It’s one of the narrative points of Assassin’s Creed II that comes up again and again. The fight with the Pope, Alexander VI. Cherry-picked anecdotal evidence aside, a lot of the time I talk about AC2 with someone who has some working knowledge of the series, that scene always comes up as how ridiculous/shocking the game is. But in nearly every dialogue, the other person always get one small piece of information wrong; they always think you kill the Pope.
Assassin’s Creed is one of my favourite series. I love it’s attention to historical events and architecture, it’s ability to inform and entertain and in all fairness it has pretty graphics and a good fighting system, even if certain weapons are over-powered *cough-Hidden-Blade-cough*. But it was only after talking about the themes of the franchise with housemates that I realised, the game could also be seen as an anti-violence slogan.
The first Assassin’s Creed game is bloody. In my opinion it has the best combat, because it feels like it has weight. To swing your sword hard, you have to hold the attack button for a precious few seconds, building up your strength to cleave a Saracen or Templar in two. Blood in the sequels is just a red spots that appears unconvincingly on the enemies face and chest; I remember the first assassination (1:45) from the original AC involves a stabbed man falling into a fountain, his blood merging with the water. It’s a game that focuses on the violence, but it still anti-violent. As assassins, we are told that running away is sometimes the best option, with hiding spots and vigilantes to help in that quest. It’s also interesting to note that in AC1, the signature weapon of the Assassins, the hidden blade, can only be used in self-defence in open combat, you can’t use it in a battle without being attacked first.

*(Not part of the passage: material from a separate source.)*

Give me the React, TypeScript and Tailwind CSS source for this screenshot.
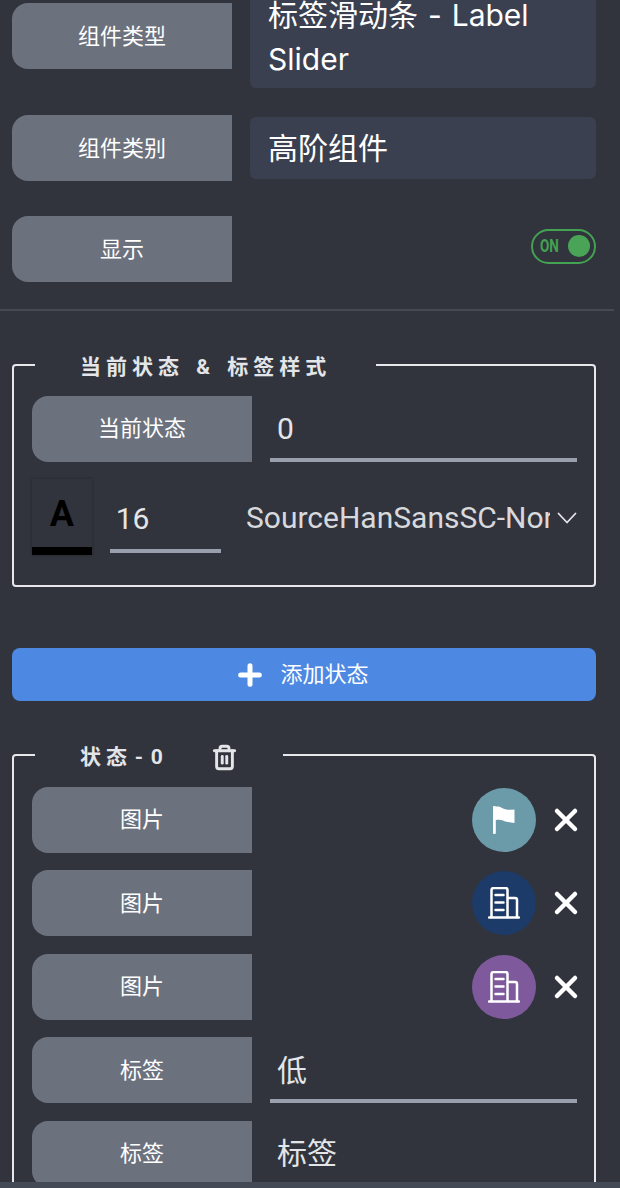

The story also feeds into the anti-violent narrative. Altair, the main character, wants to make the Holy Land safe and peaceful, that’s why he goes out to assassinate the war profiteers. That may seem hypocritical, but in Altair’s defence, the war was brought to his doorstep. The Crusaders/Templars came to claim the Holy Land for themselves, so Altair is stepping up to wipe them out, creating a more peaceful world. The idea that the war has been brought to Altair can be seen in the design of Acre; after the Templars take it, Acre looks like ruins and is generally darker and grimier than the brighter Jerusalem or Damascus.
Before every mission Altair is seen “resting” at the Assassin’s Bureau before going on his mission. If we take the historical evidence of the Hashashin using hash before going on missions, it lends a sombre tone to the proceedings; Altair is a man haunted by violence and feels like he must disconnect from the world through drugs to perform his task. His blank face and vacated voice strengthen this argument. What’s more, after he has finished the mission, Altair confronts Al-Mualim (The leader of the Assassins) about the kills. Each time he comes back from one, Altair gets more irate and argues with his mentor about the validity of the kills.
Where the first AC falls down is that is has a “Templar Kill-List” side-quest. Throughout the land, there are special Templars, identified by their red helmets. While it is a side-quest, meaning you don’t have to complete it in the game, if you want to 100% the game you have to kill every single one of the special Templars. It seems a bit rich for an anti-violence game to then say, “Now indiscriminately kill these seventy-five guys.”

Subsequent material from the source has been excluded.